WRITTEN PROBLEM.
Without including the pictures, copy out every line below.

DATA EXCERPT.
>> START
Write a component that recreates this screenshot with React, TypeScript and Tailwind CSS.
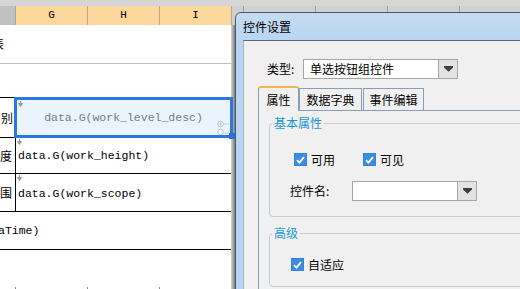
import React from 'react';

const cjk = "font-['Noto_Sans_CJK_SC',sans-serif]";
const mono = "font-['Liberation_Mono',monospace]";

const Marker = () => (
  <svg className="absolute left-[1px] top-[1px]" width="5" height="6" viewBox="0 0 5 6">
    <path d="M2.5 0V3M0.5 2.5H4.5L2.5 5.5Z" stroke="#9a9a9a" strokeWidth="1" fill="#9a9a9a" />
  </svg>
);

const Check: React.FC = () => (
  <span className="w-[13px] h-[13px] shrink-0 bg-[#3b8ce3] border border-[#3484dc] flex items-center justify-center">
    <svg width="9" height="8" viewBox="0 0 9 8">
      <path d="M1 4.2L3.4 6.6L8 1.2" stroke="white" strokeWidth="1.8" fill="none" />
    </svg>
  </span>
);

const Arrow: React.FC = () => (
  <div className="w-[19px] h-full bg-[#e3e3e3] border-l border-[#a6a6a6] flex items-center justify-center">
    <svg width="9" height="6" viewBox="0 0 9 6">
      <path d="M0 0H9V1.4L4.5 5.8L0 1.4Z" fill="#3f3f3f" />
    </svg>
  </div>
);

const Tab: React.FC<{ label: string; className: string }> = ({ label, className }) => (
  <div className={`bg-[#f0f0f0] border-x border-t border-[#8b9db6] flex items-center justify-center text-[12px] leading-[14px] ${className}`}>
    {label}
  </div>
);

export default function App() {
  return (
    <div className={`relative w-[520px] h-[289px] overflow-hidden bg-white text-black ${cjk}`}>
      {/* sheet */}
      <div className="h-[6px] bg-[#d6d6d6]" />
      <div className={`h-[19px] flex bg-[#d0d0d0] text-[11px] ${mono}`}>
        <div className="w-[16px] bg-[#c1c1c1] border-r border-[#a8a8a8]" />
        {['G', 'H', 'I'].map((c) => (
          <div key={c} className="w-[72px] bg-[#fdd89c] border-r border-[#bba98a] flex items-center justify-center">
            {c}
          </div>
        ))}
        <div className="w-[12px] border-r border-[#a3a3a3]" />
        <div className="w-[72px] border-r border-[#a3a3a3]" />
        <div className="w-[72px] border-r border-[#a3a3a3]" />
        <div className="w-[72px] border-r border-[#a3a3a3]" />
      </div>

      <div className="flex">
        <div className={`w-[231px] flex flex-col text-[11.5px] ${mono}`}>
          <div className="h-[39px] border-b border-[#c0c0c0] flex items-center overflow-hidden">
            <span className={`-ml-[8px] text-[12px] ${cjk}`}>表</span>
          </div>
          <div className="h-[34px] border-b border-black" />
          <div className="relative h-[40px] border-b border-black flex">
            <div className={`w-[15px] flex items-center justify-end pr-[2px] overflow-hidden whitespace-nowrap text-[12px] ${cjk}`}>
              别
            </div>
            <div className="absolute -top-[1px] left-[14px] w-[219px] h-[41px] border-[3px] border-[#2b78e4] bg-[#ebf3fd] flex items-center justify-center text-[#7c7c7c]">
              <Marker />
              data.G(work_level_desc)
              <svg className="absolute left-[200px] top-[20px]" width="14" height="15" viewBox="0 0 14 15">
                <circle cx="3.5" cy="4" r="2.8" stroke="#c2c6d0" fill="none" />
                <path d="M3.5 2.5V5.5M2 4H5M7 4H12M7 13H12" stroke="#c2c6d0" />
                <circle cx="3.5" cy="12" r="2.8" stroke="#c2c6d0" fill="none" />
              </svg>
              <div className="absolute left-[212px] top-[33px] w-[6px] h-[6px] bg-[#2e6fcf]" />
            </div>
          </div>
          <div className="h-[36px] border-b border-black flex">
            <div className={`w-[16px] border-r border-black flex items-center justify-end pr-[3px] overflow-hidden whitespace-nowrap text-[12px] ${cjk}`}>
              度
            </div>
            <div className="relative flex-1 flex items-center pl-[2px]">
              <Marker />
              data.G(work_height)
            </div>
          </div>
          <div className="h-[38px] border-b border-black flex">
            <div className={`w-[16px] border-r border-black flex items-center justify-end pr-[3px] overflow-hidden whitespace-nowrap text-[12px] ${cjk}`}>
              围
            </div>
            <div className="relative flex-1 flex items-center pl-[2px] pt-[2px]">
              <Marker />
              data.G(work_scope)
            </div>
          </div>
          <div className="h-[38px] border-b border-black flex items-center overflow-hidden">
            <span className="-ml-[2px]">aTime)</span>
          </div>
          <div className="h-[37px]" />
          <div className="h-[10px] flex">
            <div className="w-[16px] border-r border-[#8a8a8a]" />
            <div className="w-[72px] border-r border-[#8a8a8a]" />
            <div className="w-[72px] border-r border-[#8a8a8a]" />
          </div>
        </div>
        <div className="w-[4px] bg-gradient-to-r from-[#d6d6d6] to-[#7d7d7d]" />
      </div>

      {/* dialog window */}
      <div className="absolute left-[235px] top-[12px] w-[300px] h-[290px] rounded-tl-[6px] border border-[#4e5766] bg-[#bcd5ef] flex flex-col">
        <div className="h-[27px] pl-[7px] flex items-center text-[12px] bg-gradient-to-b from-[#c6dbf1] to-[#b9d5f1] rounded-tl-[6px]">
          控件设置
        </div>
        <div className="flex-1 ml-[7px] border-t border-l border-t-[#55677f] border-l-[#a2b6cc] bg-[#f0f0f0] flex flex-col text-[12px] leading-[14px]">
          <div className="mt-[18px] pl-[23px] h-[20px] flex items-center">
            <span className="w-[36px]">类型:</span>
            <div className="w-[155px] h-[20px] border border-[#a6a6a6] bg-white flex">
              <span className="flex-1 pl-[6px] flex items-center">单选按钮组控件</span>
              <Arrow />
            </div>
          </div>
          <div className="mt-[7px] ml-[14px] h-[24px] flex items-end">
            <div className="relative z-10 -mb-[1px] w-[41px] h-[25px] bg-[#f0f0f0] border-x border-[#8b9db6] border-t-2 border-t-[#efb54a] rounded-t-[3px] flex items-center justify-center">
              属性
            </div>
            <Tab label="数据字典" className="w-[63px] h-[22px]" />
            <Tab label="事件编辑" className="ml-[1px] w-[61px] h-[22px]" />
          </div>
          <div className="flex-1 ml-[14px] border-t border-l border-[#8b9db6]">
            <fieldset className="mt-[5px] ml-[10px] border border-[#cacaca] rounded-[4px] pb-[15px]">
              <legend className="ml-[2px] px-[2px] text-[#1a98d5]">基本属性</legend>
              <div className="mt-[23px] pl-[24px] h-[13px] flex items-center">
                <Check />
                <span className="ml-[4px] w-[24px]">可用</span>
                <span className="ml-[28px]">
                  <Check />
                </span>
                <span className="ml-[4px]">可见</span>
              </div>
              <div className="mt-[15px] pl-[20px] h-[20px] flex items-center">
                <span className="w-[62px]">控件名:</span>
                <div className="w-[125px] h-[20px] border border-[#a6a6a6] bg-white flex">
                  <span className="flex-1" />
                  <Arrow />
                </div>
              </div>
            </fieldset>
            <fieldset className="mt-[9px] ml-[10px] border border-[#cacaca] rounded-[4px] pb-[15px]">
              <legend className="ml-[2px] px-[2px] text-[#1a98d5]">高级</legend>
              <div className="mt-[18px] pl-[21px] h-[13px] flex items-center">
                <Check />
                <span className="ml-[4px]">自适应</span>
              </div>
            </fieldset>
          </div>
        </div>
      </div>
    </div>
  );
}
>> END
REPLY.
Write a component that recreates this screenshot with React, TypeScript and Tailwind CSS.
import React from 'react';

const cjk = "font-['Noto_Sans_CJK_SC',sans-serif]";
const mono = "font-['Liberation_Mono',monospace]";

const Marker = () => (
  <svg className="absolute left-[1px] top-[1px]" width="5" height="6" viewBox="0 0 5 6">
    <path d="M2.5 0V3M0.5 2.5H4.5L2.5 5.5Z" stroke="#9a9a9a" strokeWidth="1" fill="#9a9a9a" />
  </svg>
);

const Check: React.FC = () => (
  <span className="w-[13px] h-[13px] shrink-0 bg-[#3b8ce3] border border-[#3484dc] flex items-center justify-center">
    <svg width="9" height="8" viewBox="0 0 9 8">
      <path d="M1 4.2L3.4 6.6L8 1.2" stroke="white" strokeWidth="1.8" fill="none" />
    </svg>
  </span>
);

const Arrow: React.FC = () => (
  <div className="w-[19px] h-full bg-[#e3e3e3] border-l border-[#a6a6a6] flex items-center justify-center">
    <svg width="9" height="6" viewBox="0 0 9 6">
      <path d="M0 0H9V1.4L4.5 5.8L0 1.4Z" fill="#3f3f3f" />
    </svg>
  </div>
);

const Tab: React.FC<{ label: string; className: string }> = ({ label, className }) => (
  <div className={`bg-[#f0f0f0] border-x border-t border-[#8b9db6] flex items-center justify-center text-[12px] leading-[14px] ${className}`}>
    {label}
  </div>
);

export default function App() {
  return (
    <div className={`relative w-[520px] h-[289px] overflow-hidden bg-white text-black ${cjk}`}>
      {/* sheet */}
      <div className="h-[6px] bg-[#d6d6d6]" />
      <div className={`h-[19px] flex bg-[#d0d0d0] text-[11px] ${mono}`}>
        <div className="w-[16px] bg-[#c1c1c1] border-r border-[#a8a8a8]" />
        {['G', 'H', 'I'].map((c) => (
          <div key={c} className="w-[72px] bg-[#fdd89c] border-r border-[#bba98a] flex items-center justify-center">
            {c}
          </div>
        ))}
        <div className="w-[12px] border-r border-[#a3a3a3]" />
        <div className="w-[72px] border-r border-[#a3a3a3]" />
        <div className="w-[72px] border-r border-[#a3a3a3]" />
        <div className="w-[72px] border-r border-[#a3a3a3]" />
      </div>

      <div className="flex">
        <div className={`w-[231px] flex flex-col text-[11.5px] ${mono}`}>
          <div className="h-[39px] border-b border-[#c0c0c0] flex items-center overflow-hidden">
            <span className={`-ml-[8px] text-[12px] ${cjk}`}>表</span>
          </div>
          <div className="h-[34px] border-b border-black" />
          <div className="relative h-[40px] border-b border-black flex">
            <div className={`w-[15px] flex items-center justify-end pr-[2px] overflow-hidden whitespace-nowrap text-[12px] ${cjk}`}>
              别
            </div>
            <div className="absolute -top-[1px] left-[14px] w-[219px] h-[41px] border-[3px] border-[#2b78e4] bg-[#ebf3fd] flex items-center justify-center text-[#7c7c7c]">
              <Marker />
              data.G(work_level_desc)
              <svg className="absolute left-[200px] top-[20px]" width="14" height="15" viewBox="0 0 14 15">
                <circle cx="3.5" cy="4" r="2.8" stroke="#c2c6d0" fill="none" />
                <path d="M3.5 2.5V5.5M2 4H5M7 4H12M7 13H12" stroke="#c2c6d0" />
                <circle cx="3.5" cy="12" r="2.8" stroke="#c2c6d0" fill="none" />
              </svg>
              <div className="absolute left-[212px] top-[33px] w-[6px] h-[6px] bg-[#2e6fcf]" />
            </div>
          </div>
          <div className="h-[36px] border-b border-black flex">
            <div className={`w-[16px] border-r border-black flex items-center justify-end pr-[3px] overflow-hidden whitespace-nowrap text-[12px] ${cjk}`}>
              度
            </div>
            <div className="relative flex-1 flex items-center pl-[2px]">
              <Marker />
              data.G(work_height)
            </div>
          </div>
          <div className="h-[38px] border-b border-black flex">
            <div className={`w-[16px] border-r border-black flex items-center justify-end pr-[3px] overflow-hidden whitespace-nowrap text-[12px] ${cjk}`}>
              围
            </div>
            <div className="relative flex-1 flex items-center pl-[2px] pt-[2px]">
              <Marker />
              data.G(work_scope)
            </div>
          </div>
          <div className="h-[38px] border-b border-black flex items-center overflow-hidden">
            <span className="-ml-[2px]">aTime)</span>
          </div>
          <div className="h-[37px]" />
          <div className="h-[10px] flex">
            <div className="w-[16px] border-r border-[#8a8a8a]" />
            <div className="w-[72px] border-r border-[#8a8a8a]" />
            <div className="w-[72px] border-r border-[#8a8a8a]" />
          </div>
        </div>
        <div className="w-[4px] bg-gradient-to-r from-[#d6d6d6] to-[#7d7d7d]" />
      </div>

      {/* dialog window */}
      <div className="absolute left-[235px] top-[12px] w-[300px] h-[290px] rounded-tl-[6px] border border-[#4e5766] bg-[#bcd5ef] flex flex-col">
        <div className="h-[27px] pl-[7px] flex items-center text-[12px] bg-gradient-to-b from-[#c6dbf1] to-[#b9d5f1] rounded-tl-[6px]">
          控件设置
        </div>
        <div className="flex-1 ml-[7px] border-t border-l border-t-[#55677f] border-l-[#a2b6cc] bg-[#f0f0f0] flex flex-col text-[12px] leading-[14px]">
          <div className="mt-[18px] pl-[23px] h-[20px] flex items-center">
            <span className="w-[36px]">类型:</span>
            <div className="w-[155px] h-[20px] border border-[#a6a6a6] bg-white flex">
              <span className="flex-1 pl-[6px] flex items-center">单选按钮组控件</span>
              <Arrow />
            </div>
          </div>
          <div className="mt-[7px] ml-[14px] h-[24px] flex items-end">
            <div className="relative z-10 -mb-[1px] w-[41px] h-[25px] bg-[#f0f0f0] border-x border-[#8b9db6] border-t-2 border-t-[#efb54a] rounded-t-[3px] flex items-center justify-center">
              属性
            </div>
            <Tab label="数据字典" className="w-[63px] h-[22px]" />
            <Tab label="事件编辑" className="ml-[1px] w-[61px] h-[22px]" />
          </div>
          <div className="flex-1 ml-[14px] border-t border-l border-[#8b9db6]">
            <fieldset className="mt-[5px] ml-[10px] border border-[#cacaca] rounded-[4px] pb-[15px]">
              <legend className="ml-[2px] px-[2px] text-[#1a98d5]">基本属性</legend>
              <div className="mt-[23px] pl-[24px] h-[13px] flex items-center">
                <Check />
                <span className="ml-[4px] w-[24px]">可用</span>
                <span className="ml-[28px]">
                  <Check />
                </span>
                <span className="ml-[4px]">可见</span>
              </div>
              <div className="mt-[15px] pl-[20px] h-[20px] flex items-center">
                <span className="w-[62px]">控件名:</span>
                <div className="w-[125px] h-[20px] border border-[#a6a6a6] bg-white flex">
                  <span className="flex-1" />
                  <Arrow />
                </div>
              </div>
            </fieldset>
            <fieldset className="mt-[9px] ml-[10px] border border-[#cacaca] rounded-[4px] pb-[15px]">
              <legend className="ml-[2px] px-[2px] text-[#1a98d5]">高级</legend>
              <div className="mt-[18px] pl-[21px] h-[13px] flex items-center">
                <Check />
                <span className="ml-[4px]">自适应</span>
              </div>
            </fieldset>
          </div>
        </div>
      </div>
    </div>
  );
}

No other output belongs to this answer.